Asymptotic behavior for a one-dimensional nonlocal diffusion equation in exterior domains

TL;DR

This paper analyzes the long-term behavior of solutions to a one-dimensional nonlocal diffusion equation in exterior domains, revealing different asymptotic regimes and their dependence on initial data and spatial scale.

Contribution

It provides a detailed asymptotic analysis of nonlocal diffusion in exterior domains, including far, near, and very far field behaviors, with explicit constants and matching procedures.

Findings

Far field behavior matches a scaled dipole solution with data-dependent constants.

Near field solutions converge to stationary solutions with linear behavior at infinity.

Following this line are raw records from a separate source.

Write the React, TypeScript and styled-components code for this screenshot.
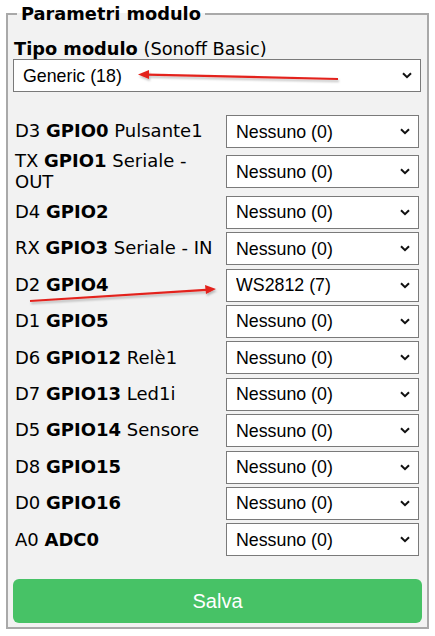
import React from "react";
import styled, { createGlobalStyle } from "styled-components";

interface Pin {
    pre: string;
    gpio: string;
    name?: React.ReactNode;
    value: string;
}

const pins: Pin[] = [
    { pre: "D3", gpio: "GPIO0", name: "Pulsante1", value: "Nessuno (0)" },
    { pre: "TX", gpio: "GPIO1", name: <>Seriale -<br />OUT</>, value: "Nessuno (0)" },
    { pre: "D4", gpio: "GPIO2", value: "Nessuno (0)" },
    { pre: "RX", gpio: "GPIO3", name: "Seriale - IN", value: "Nessuno (0)" },
    { pre: "D2", gpio: "GPIO4", value: "WS2812 (7)" },
    { pre: "D1", gpio: "GPIO5", value: "Nessuno (0)" },
    { pre: "D6", gpio: "GPIO12", name: "Relè1", value: "Nessuno (0)" },
    { pre: "D7", gpio: "GPIO13", name: "Led1i", value: "Nessuno (0)" },
    { pre: "D5", gpio: "GPIO14", name: "Sensore", value: "Nessuno (0)" },
    { pre: "D8", gpio: "GPIO15", value: "Nessuno (0)" },
    { pre: "D0", gpio: "GPIO16", value: "Nessuno (0)" },
    { pre: "A0", gpio: "ADC0", value: "Nessuno (0)" },
];

const GlobalStyle = createGlobalStyle`
    body {
        margin: 0;
        background: #ffffff;
        font-family: "DejaVu Sans", Verdana, sans-serif;
        font-size: 18px;
        color: #000;
    }
`;

const Page = styled.div`
    position: relative;
    width: 435px;
    height: 636px;
    padding-top: 3px;
    box-sizing: border-box;
`;

const FieldSet = styled.fieldset`
    margin: 0 6px 0 6px;
    padding: 0 6px 4px 5px;
    border: 2px solid #a9a9a9;
    background: #f2f2f2;
    min-width: 0;
`;

const Legend = styled.legend`
    font-weight: bold;
    font-size: 17.8px;
    line-height: 21px;
    padding: 0 4px;
    margin-left: 4px;
`;

const TypeLabel = styled.div`
    line-height: 21px;
    margin-top: 14px;
    padding-left: 1px;
    font-size: 17.8px;
`;

const SelectWrap = styled.div<{ $full?: boolean }>`
    position: relative;
    width: ${(p) => (p.$full ? "408px" : "193px")};
    height: 33px;
`;

const Select = styled.select`
    appearance: none;
    width: 100%;
    height: 100%;
    box-sizing: border-box;
    border: 1px solid #7a7a7a;
    border-radius: 0;
    background: #ffffff;
    color: #000;
    font-family: "Liberation Sans", Arial, sans-serif;
    font-size: 17.8px;
    padding: 0 0 0 9px;
    margin: 0;
`;

const Chevron = styled.svg`
    position: absolute;
    right: 9px;
    top: 13px;
    width: 10px;
    height: 7px;
    pointer-events: none;
`;

const PinGrid = styled.div`
    display: grid;
    grid-template-columns: 211px 193px;
    column-gap: 2px;
    row-gap: 3.4px;
    align-items: center;
    margin-top: 23px;
`;

const PinLabel = styled.div`
    line-height: 20.5px;
    padding-left: 2px;
`;

const SaveButton = styled.button`
    display: block;
    width: 409px;
    height: 44px;
    margin-top: 22.6px;
    border: 0;
    border-radius: 6px;
    background: #47c266;
    color: #ffffff;
    font-family: "Liberation Sans", Arial, sans-serif;
    font-size: 20px;
    line-height: 44px;
    padding: 0;
`;

const Overlay = styled.svg`
    position: absolute;
    left: 0;
    top: 0;
    pointer-events: none;
`;

const Dropdown: React.FC<{ value: string; full?: boolean }> = ({ value, full }) => (
    <SelectWrap $full={full}>
        <Select defaultValue={value}>
            <option>{value}</option>
        </Select>
        <Chevron viewBox="0 0 10 7">
            <path d="M1 1.2 L5 5.2 L9 1.2" fill="none" stroke="#111" strokeWidth="2" />
        </Chevron>
    </SelectWrap>
);

export default function App() {
    return (
        <>
            <GlobalStyle />
            <Page>
                <FieldSet>
                    <Legend>Parametri modulo</Legend>
                    <TypeLabel>
                        <b>Tipo modulo</b> (Sonoff Basic)
                    </TypeLabel>
                    <Dropdown value="Generic (18)" full />
                    <PinGrid>
                        {pins.map((p) => (
                            <React.Fragment key={p.gpio}>
                                <PinLabel>
                                    {p.pre} <b>{p.gpio}</b> {p.name}
                                </PinLabel>
                                <Dropdown value={p.value} />
                            </React.Fragment>
                        ))}
                    </PinGrid>
                    <SaveButton>Salva</SaveButton>
                </FieldSet>
                <Overlay width="435" height="636" viewBox="0 0 435 636">
                    <defs>
                        <filter id="sh" x="-10%" y="-200%" width="120%" height="500%">
                            <feDropShadow dx="1" dy="2" stdDeviation="1.2" floodColor="#000" floodOpacity="0.25" />
                        </filter>
                    </defs>
                    <g filter="url(#sh)" fill="#e3231d" stroke="#e3231d">
                        <line x1="338" y1="79" x2="147" y2="74.6" strokeWidth="2.2" />
                        <polygon points="138,74.5 149,70 149,79" stroke="none" />
                        <line x1="30" y1="301" x2="206" y2="289.8" strokeWidth="2.2" />
                        <polygon points="216,289 205,285 206,294" stroke="none" />
                    </g>
                </Overlay>
            </Page>
        </>
    );
}
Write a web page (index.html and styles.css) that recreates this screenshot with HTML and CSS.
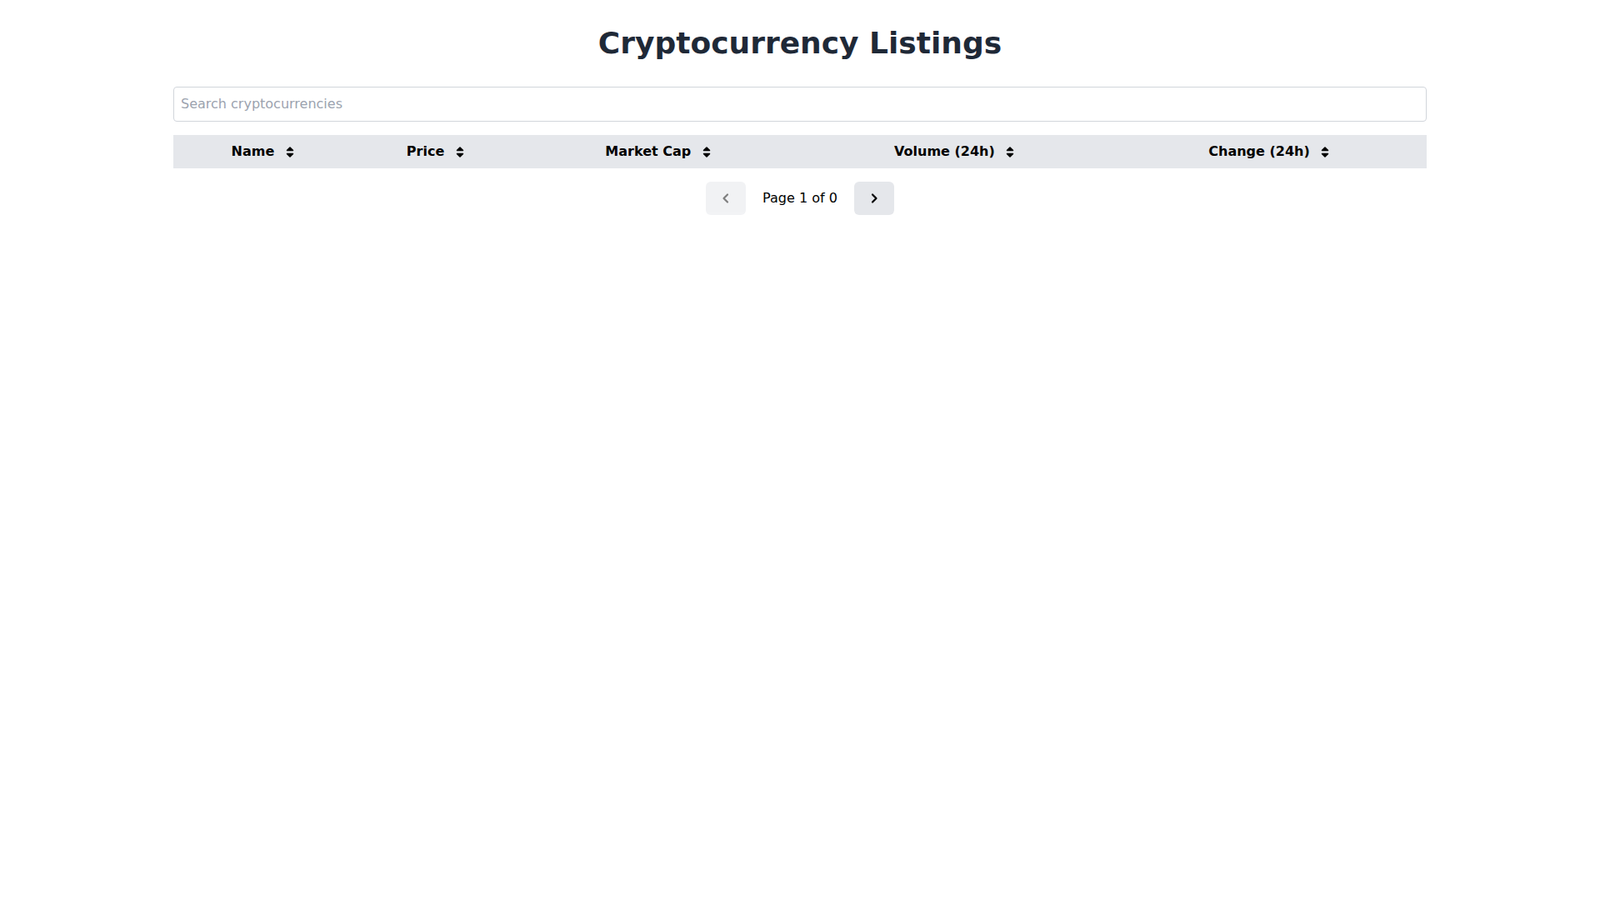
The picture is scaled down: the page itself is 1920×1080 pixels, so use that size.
FILE: index.html
```html
<!DOCTYPE html>
<html lang="en">
<head>
    <meta charset="UTF-8">
    <meta name="viewport" content="width=device-width, initial-scale=1.0">
    <title>Cryptocurrency Listings</title>
    <link rel="stylesheet" href="styles.css">
</head>
<body>
    <div class="container">
        <h1>Cryptocurrency Listings</h1>
        <input type="text" class="search" placeholder="Search cryptocurrencies">
        <table class="listings">
            <thead>
                <tr>
                    <th>Name <svg class="sort" viewBox="0 0 10 14"><path d="M1.2 5.6h7.6c.7 0 1-.8.6-1.3L5.6.5a.8.8 0 0 0-1.2 0L.6 4.3c-.4.5-.1 1.3.6 1.3zM8.8 8.4H1.2c-.7 0-1 .8-.6 1.3l3.8 3.8c.3.3.9.3 1.2 0l3.8-3.8c.4-.5.1-1.3-.6-1.3z"/></svg></th>
                    <th>Price <svg class="sort" viewBox="0 0 10 14"><path d="M1.2 5.6h7.6c.7 0 1-.8.6-1.3L5.6.5a.8.8 0 0 0-1.2 0L.6 4.3c-.4.5-.1 1.3.6 1.3zM8.8 8.4H1.2c-.7 0-1 .8-.6 1.3l3.8 3.8c.3.3.9.3 1.2 0l3.8-3.8c.4-.5.1-1.3-.6-1.3z"/></svg></th>
                    <th>Market Cap <svg class="sort" viewBox="0 0 10 14"><path d="M1.2 5.6h7.6c.7 0 1-.8.6-1.3L5.6.5a.8.8 0 0 0-1.2 0L.6 4.3c-.4.5-.1 1.3.6 1.3zM8.8 8.4H1.2c-.7 0-1 .8-.6 1.3l3.8 3.8c.3.3.9.3 1.2 0l3.8-3.8c.4-.5.1-1.3-.6-1.3z"/></svg></th>
                    <th>Volume (24h) <svg class="sort" viewBox="0 0 10 14"><path d="M1.2 5.6h7.6c.7 0 1-.8.6-1.3L5.6.5a.8.8 0 0 0-1.2 0L.6 4.3c-.4.5-.1 1.3.6 1.3zM8.8 8.4H1.2c-.7 0-1 .8-.6 1.3l3.8 3.8c.3.3.9.3 1.2 0l3.8-3.8c.4-.5.1-1.3-.6-1.3z"/></svg></th>
                    <th>Change (24h) <svg class="sort" viewBox="0 0 10 14"><path d="M1.2 5.6h7.6c.7 0 1-.8.6-1.3L5.6.5a.8.8 0 0 0-1.2 0L.6 4.3c-.4.5-.1 1.3.6 1.3zM8.8 8.4H1.2c-.7 0-1 .8-.6 1.3l3.8 3.8c.3.3.9.3 1.2 0l3.8-3.8c.4-.5.1-1.3-.6-1.3z"/></svg></th>
                </tr>
            </thead>
            <tbody></tbody>
        </table>
        <div class="pagination">
            <button class="page-btn" disabled>
                <svg viewBox="0 0 16 16"><path d="M10 3.5 5.5 8l4.5 4.5"/></svg>
            </button>
            <span class="page-info">Page 1 of 0</span>
            <button class="page-btn">
                <svg viewBox="0 0 16 16"><path d="M6 3.5 10.5 8 6 12.5"/></svg>
            </button>
        </div>
    </div>
</body>
</html>
```

FILE: styles.css
```css
* {
    box-sizing: border-box;
}
body {
    margin: 0;
    font-family: "DejaVu Sans", Verdana, sans-serif;
    background: #fff;
}
.container {
    max-width: 1536px;
    margin: 0 auto;
    padding: 32px 16px;
}
h1 {
    margin: 0 0 32px;
    font-size: 36px;
    line-height: 40px;
    font-weight: 700;
    text-align: center;
    color: #1f2937;
}
.search {
    display: block;
    width: 100%;
    margin-bottom: 16px;
    padding: 8px;
    font-family: inherit;
    font-size: 16px;
    line-height: 24px;
    border: 1px solid #d1d5db;
    border-radius: 4px;
    outline: none;
}
.search::placeholder {
    color: #9ca3af;
}
.listings {
    width: 100%;
    border-collapse: collapse;
}
.listings th {
    padding: 8px;
    background: #e5e7eb;
    font-size: 16px;
    line-height: 24px;
    font-weight: 700;
    color: #000;
    text-align: center;
    white-space: nowrap;
}
.sort {
    width: 10px;
    height: 13px;
    margin-left: 8px;
    vertical-align: -2px;
    fill: #000;
}
.pagination {
    display: flex;
    justify-content: center;
    align-items: center;
    gap: 20px;
    margin-top: 16px;
}
.page-btn {
    display: flex;
    align-items: center;
    justify-content: center;
    width: 48px;
    height: 40px;
    padding: 0;
    border: none;
    border-radius: 6px;
    background: #e5e7eb;
    cursor: pointer;
}
.page-btn svg {
    width: 16px;
    height: 16px;
    fill: none;
    stroke: #000;
    stroke-width: 2.2;
    stroke-linecap: round;
    stroke-linejoin: round;
}
.page-btn:disabled {
    opacity: 0.5;
    cursor: default;
}
.page-info {
    font-size: 16px;
    line-height: 24px;
    color: #000;
}
```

In very far field, solutions decay faster than any polynomial rate.

Abstract

We study the long time behavior of solutions to the nonlocal diffusion equation $\partial_t u=J*u-u$ in an exterior one-dimensional domain, with zero Dirichlet data on the complement. In the far field scale, $\xi_1\le|x|t^{-1/2}\le\xi_2$, $\xi_1,\xi_2>0$, this behavior is given by a multiple of the dipole solution for the local heat equation with a diffusivity determined by $J$. However, the proportionality constant is not the same on $\mathbb{R}_+$ and $\mathbb{R}_-$: it is given by the asymptotic first momentum of the solution on the corresponding half line, which can be computed in terms of the initial data. In the near field scale, $|x|\le t^{1/2}h(t)$, $\lim_{t\to\infty}h(t)=0$, the solution scaled by a factor $t^{3/2}/(|x|+1)$ converges to a stationary solution of the problem that behaves as $b^\pm{x}$ as $x\to\pm\infty$. The constants $b^\pm$ are obtained through a matching procedure with the far field limit. In the very far field, $|x|{\ge}t^{1/2} g(t)$, $g(t)\to\infty$, the solution has order $o(t^{-1})$.